Within the communities that make and hear them, many of these popular music styles function as the traditional, orally transmitted practices by which individuals delineate their identities, and there’s an argument for calling them the folk musics of the internet age; but no music is made in quite the same conditions of cultural singularity as the traditional musics of the past, and in their efforts to forge an aesthetic statement from the stuff of their experience, their practitioners are making art.
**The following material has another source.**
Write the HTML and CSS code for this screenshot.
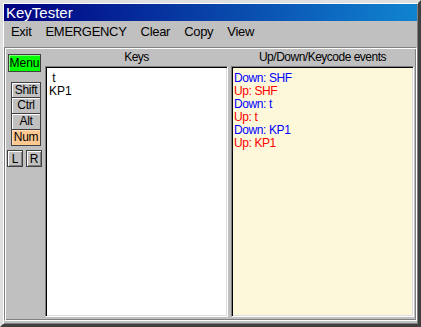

It has happened throughout the history of popular music that serious endeavour has been applied to the making of art from some of its materials. The first time it happened, it happened in such spectacular style that it was impossible for the cultural elite to ignore its new status; it could not be included in an existing category without calling into question the very basis of cultural hierarchy (which is also an economic hierarchy, and so worth defending); so it was given its own category, given the name that had applied to it as a style, but reified into a set of practices, considered to be sufficiently distinct from popular music or art music, and of sufficient merit, to stand somewhere between them in the grand classification of musical types. The awful truth, that most music transgresses these conceptual boundaries, was kept under wraps, and the distribution industry got a new niche market. That music was called jazz.